Mit der Einführung des GPT-Stores könnte Open AI auch den Markt für Drittanbieter-KI-Dienstleister aufwirbeln. Unzählige kleine Startups greifen für ihre eigenen KI-Angebote auf die Chat-GPT-Schnittstellen zurück, darunter viele Browser-Erweiterungen für Chrome und Firefox. Aus Nutzersicht sind diese Programme zwar komfortabel, aber in der Praxis häufig teurer als der direkte Zugriff auf Chat-GPT. Sollte Open AI den GPT-App-Store transparent gestalten, könnte dies potenziell zu einer Konsolidierung des KI-Überangebots führen.
Wissensstand auf April 2023 erweitert
Die GPT-Generierung ist nicht die einzige Neuerung, die Open AI sein Vorzeigeprodukt in den vergangenen Wochen verpasst hat. So wurde der Wissensstand des Tools im April 2023 erweitert. Auch müssen Abonnenten nicht mehr wählen, ob sie eine Konversation führen, ein Bild erstellen oder eine Code-Analyse durchführen sollen. Stattdessen führt der Chat dynamisch zum Ziel. Die Smartphone-Apps von Chat-GPT erlauben außerdem seit kurzem gesprochene Konversationen.

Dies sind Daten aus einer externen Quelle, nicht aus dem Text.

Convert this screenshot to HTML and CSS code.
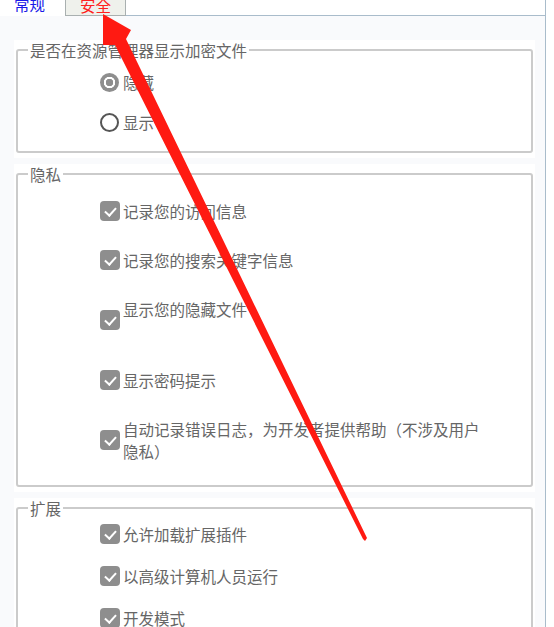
FILE: index.html
```html
<!DOCTYPE html>
<html>
	<head>
		<meta charset="UTF-8">
		<title>安全设置</title>
		<link rel="stylesheet" href="styles.css">
	</head>
	<body>
		<div class="tabs">
			<div class="tab tab-normal">常规</div>
			<div class="tab tab-active">安全</div>
			<div class="tab-fill"></div>
		</div>
		<div class="panel">
			<div class="section">
				<fieldset class="group group-show">
					<legend>是否在资源管理器显示加密文件</legend>
					<div class="options">
						<div class="option"><span class="radio checked"></span><span class="label">隐藏</span></div>
						<div class="option"><span class="radio"></span><span class="label">显示</span></div>
					</div>
				</fieldset>
			</div>
			<div class="section">
				<fieldset class="group group-privacy">
					<legend>隐私</legend>
					<div class="options">
						<div class="option"><span class="check"></span><span class="label">记录您的访问信息</span></div>
						<div class="option"><span class="check"></span><span class="label">记录您的搜索关键字信息</span></div>
						<div class="option"><span class="check"></span><span class="label">显示您的隐藏文件<br>&nbsp;</span></div>
						<div class="option"><span class="check"></span><span class="label">显示密码提示</span></div>
						<div class="option"><span class="check"></span><span class="label">自动记录错误日志，为开发者提供帮助（不涉及用户隐私）</span></div>
					</div>
				</fieldset>
			</div>
			<div class="section">
				<fieldset class="group group-ext">
					<legend>扩展</legend>
					<div class="options">
						<div class="option"><span class="check"></span><span class="label">允许加载扩展插件</span></div>
						<div class="option"><span class="check"></span><span class="label">以高级计算机人员运行</span></div>
						<div class="option"><span class="check"></span><span class="label">开发模式</span></div>
					</div>
				</fieldset>
			</div>
		</div>
		<!-- 标注箭头 -->
		<svg class="arrow" width="554" height="627" viewBox="0 0 554 627">
			<polygon points="103,14 131,30 126,39 367,538 365,541 363,539 115,45 103,45" fill="#ff1a12"/>
		</svg>
	</body>
</html>
```
FILE: styles.css
```css
*{
	padding: 0;
	margin: 0;
	box-sizing: border-box;
}
body{
	font-family: "Noto Sans CJK SC", sans-serif;
	font-size: 15.5px;
	color: #666666;
	background: #FFFFFF;
	overflow: hidden;
}
.tabs{
	display: flex;
	width: 546px;
	height: 22px;
	margin-top: -6px;
}
.tab{
	line-height: 20px;
}
.tab-normal{
	width: 65px;
	padding-left: 14px;
	color: #1a1ae8;
}
.tab-active{
	width: 61px;
	border: 1px solid #a9b0b0;
	background: #eff1ec;
	color: #ff2020;
	text-align: center;
}
.tab-fill{
	flex: 1;
	border-bottom: 1px solid #a9bccb;
	border-right: 1px solid #a9bccb;
}
.panel{
	width: 546px;
	min-height: 640px;
	padding-top: 24px;
	background: #f9fafc;
	border-right: 1px solid #a9bccb;
}
.section{
	margin: 0 10px 6px 14px;
	padding: 0 2px 5px;
	background: #FFFFFF;
}
.group{
	border: 2px solid #cbcbcb;
	border-radius: 3px;
	padding: 0 10px 18px 10px;
	min-width: 0;
}
.group legend{
	padding: 0 2px;
	line-height: 20px;
}
.options{
	display: flex;
	flex-direction: column;
	gap: 18px;
	padding-top: 11px;
	margin-left: 72px;
}
.group-privacy{
	padding-bottom: 23px;
}
.group-privacy .options{
	gap: 27px;
	padding-top: 16px;
}
.group-ext .options{
	gap: 20px;
	padding-top: 5px;
}
.option{
	display: flex;
	align-items: center;
}
.label{
	line-height: 22px;
	max-width: 362px;
	margin-left: 3px;
}
.check{
	width: 20px;
	height: 20px;
	border-radius: 4px;
	background: #8e8e8e;
	flex: none;
	position: relative;
}
.check:after{
	content: "";
	position: absolute;
	left: 5px;
	top: 4px;
	width: 9px;
	height: 5px;
	border-left: 2.5px solid #FFFFFF;
	border-bottom: 2.5px solid #FFFFFF;
	transform: rotate(-48deg);
	transform-origin: 50% 50%;
	margin-top: 2px;
}
.radio{
	width: 19px;
	height: 19px;
	border-radius: 50%;
	border: 2.5px solid #555555;
	background: #FFFFFF;
	flex: none;
	margin-right: 1px;
}
.radio.checked{
	border: none;
	background: radial-gradient(circle, #8e8e8e 0 3.5px, #FFFFFF 4px 5.5px, #8e8e8e 6px);
}
.arrow{
	position: absolute;
	left: 0;
	top: 0;
	pointer-events: none;
}
```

Hinter den Kulissen hat Open AI ein neues Sprachmodell namens GPT-4-Turbo eingeführt. Wer den Dienst per API-Schnittstelle ansteuert, kann darüber hinaus längere Eingaben vornehmen, um beispielsweise komplexe Texte von mehreren hundert Seiten Länge an das System zu schicken. Sowohl damit als auch mit der Einführung der persönlichen GPTs wird Open AI Schritt für Schritt die digitale Vergesslichkeit von Chat-GPT ausmerzen. In mehreren Sitzungen betonten die Entwickler hinter der künstlichen Intelligenz, dass eine längere Speicherung von Konversationsinformationen auf der internen Prioritätenliste weit oben steht. Die Entwicklung von Open AI und Chat-GPT bleibt auch abseits geschäftspolitischer Grabenkämpfe spannend.